The \dQuote{other} coassignment probability is the maximum probability across all pairs involving that label.

% One might consider instead reporting the 'other' probability as the probability that a randomly chosen cell in the cluster and a randomly chosen cell in any other cluster belong in the same cluster.
% However, this results in very small probabilities in all cases, simply because most of the other clusters are well seperated.
% Reporting the maximum is more useful as at least you can tell that a cluster is well-separated from _all_ other clusters if it has a low 'other' probability.

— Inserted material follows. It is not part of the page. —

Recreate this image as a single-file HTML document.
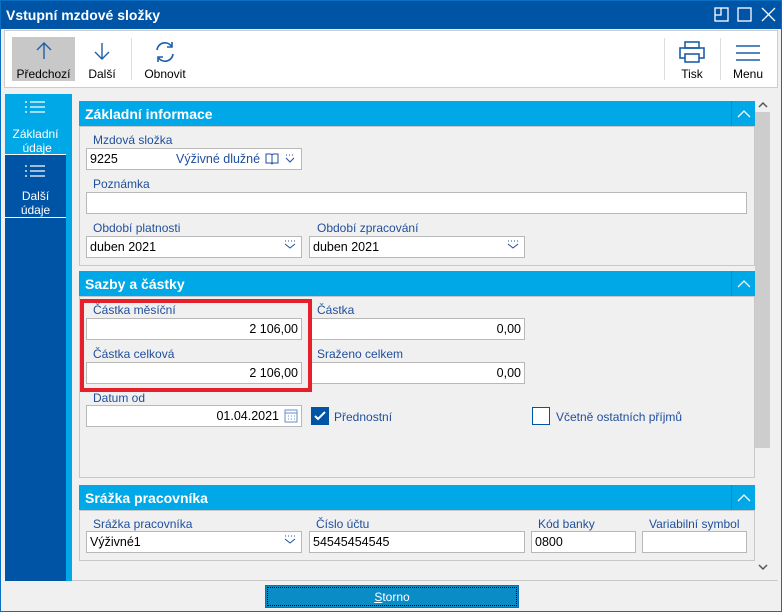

In general, \code{ref} is well-recapitulated by \code{alt} if the diagonal entries of the matrix is much higher than the sum of the off-diagonal entries.
This manifests as higher values for the self probabilities compared to the other probabilities.

Note that the coassignment probability is closely related to the Rand index-based ratios  
broken down by cluster pair in \code{\link{pairwiseRand}} with \code{mode="ratio"} and \code{adjusted=FALSE}.
The off-diagonal coassignment probabilities are simply 1 minus the off-diagonal ratio, 
while the on-diagonal values differ only by the lack of consideration of pairs of the same cell in \code{\link{pairwiseRand}}.
}
\examples{
library(scuttle)
sce <- mockSCE(ncells=200)
sce <- logNormCounts(sce)

clust1 <- kmeans(t(logcounts(sce)),3)$cluster
clust2 <- kmeans(t(logcounts(sce)),5)$cluster

coassignProb(clust1, clust2)
coassignProb(clust1, clust2, summarize=TRUE)

}
\seealso{
\code{\link{bootstrapCluster}}, to compute coassignment probabilities across bootstrap replicates.

\code{\link{pairwiseRand}}, for another way to compare different clusterings.
}
\author{
Aaron Lun
}